What specific things should I know about using Python/R/MATLAB on the SCC?

We have short videos outlining the specifics of using these tools on the SCC. You can access these starting here.

Are there examples for how to use XYZ on the SCC?

We have a page that has examples for how to use some of the more common software packages on the SCC.

Why is my home directory full?

Do you have a bunch of undeleted files in your Trash? Delete them from within an OnDemand desktop.

Do you have a bunch of files saved in your home directory? Move them to Project Disk Space.

Did you install a conda environment in your home directory? Delete it, create a .condarc file, and reinstall in Project Disk Space.
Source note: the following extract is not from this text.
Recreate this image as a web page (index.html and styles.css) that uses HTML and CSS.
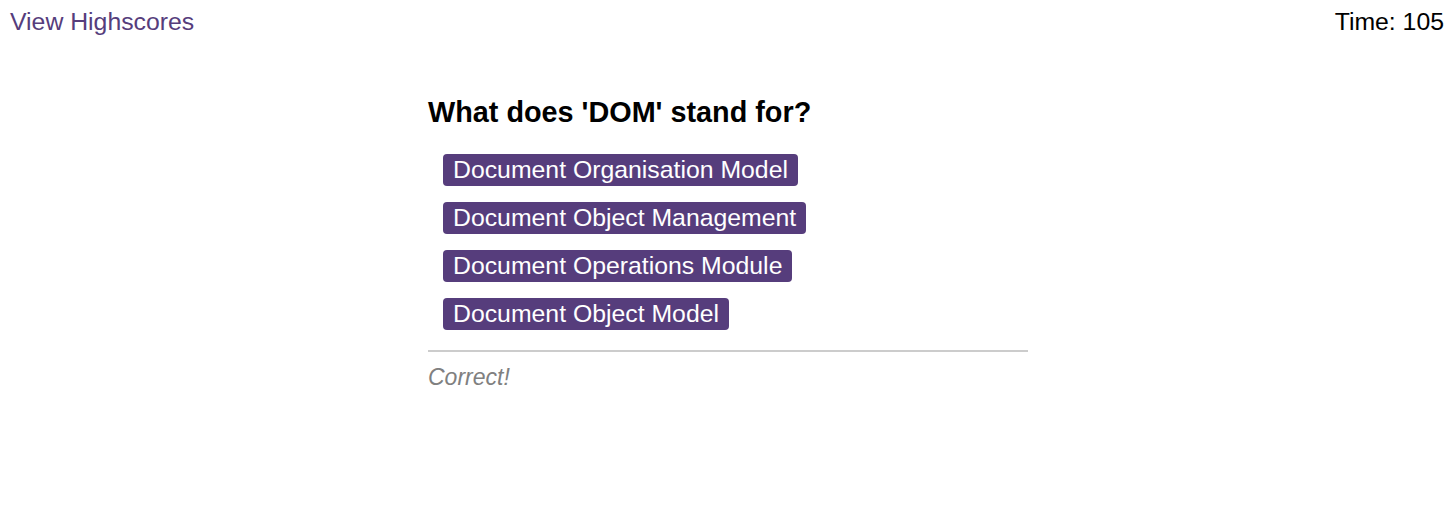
FILE: index.html
```html
<!DOCTYPE html>
<html>
<head>
<meta charset="utf-8">
<link rel="stylesheet" href="styles.css">
</head>
<body>
<header class="top">
  <a class="scores" href="#">View Highscores</a>
  <div class="timer">Time: 105</div>
</header>
<main class="quiz">
  <h2 class="question">What does 'DOM' stand for?</h2>
  <div class="choices">
    <button class="choice">Document Organisation Model</button>
    <button class="choice">Document Object Management</button>
    <button class="choice">Document Operations Module</button>
    <button class="choice">Document Object Model</button>
  </div>
  <div class="feedback">Correct!</div>
</main>
</body>
</html>
```
FILE: styles.css
```css
html, body {
  margin: 0;
  padding: 0;
  background: #fff;
  font-family: "Liberation Sans", Arial, sans-serif;
}
body {
  padding: 8px 8px 0 10px;
}
.top {
  display: flex;
  justify-content: space-between;
  align-items: flex-start;
  font-size: 24.8px;
  line-height: 28px;
}
.scores {
  color: #563d7c;
  text-decoration: none;
}
.timer {
  color: #000;
}
.quiz {
  width: 600px;
  margin: 60px auto 0;
  position: relative;
  left: 1px;
}
.question {
  margin: 0;
  font-size: 28.8px;
  line-height: 32px;
  font-weight: bold;
  color: #000;
}
.choices {
  display: flex;
  flex-direction: column;
  align-items: flex-start;
  gap: 16px;
  margin-top: 26px;
  padding-left: 15px;
}
.choice {
  font-family: "Liberation Sans", Arial, sans-serif;
  font-size: 24.8px;
  line-height: 28px;
  height: 32px;
  padding: 2px 10px;
  border: none;
  border-radius: 4px;
  background: #563d7c;
  color: #fff;
  cursor: pointer;
}
.feedback {
  margin-top: 20px;
  border-top: 2px solid #cccccc;
  padding-top: 11px;
  font-size: 23px;
  line-height: 28px;
  font-style: italic;
  color: #808080;
}
```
More details are available.

Did you install Python packages in your home directory? Delete them from your ~/.local directory and reinstall them in Project Disk Space. More details are available.

What are the first things to check when something isn’t working or it used to work, but doesn’t now?

Is your home directory full? It only has 10 GB of space and so fills quickly. Free up space there and instead use Project Disk Space.

Do you automatically load SCC modules? Do you automatically load a conda environment? Do you automatically run scripts? Everyone has a special file in their home directory called “.bashrc”. Every command in your .bashrc is run automatically each time you create a session or run a job on the SCC. It is not recommended to do any of the above actions automatically in your .bashrc because it may break things. Edit your .bashrc to comment out or remove these actions.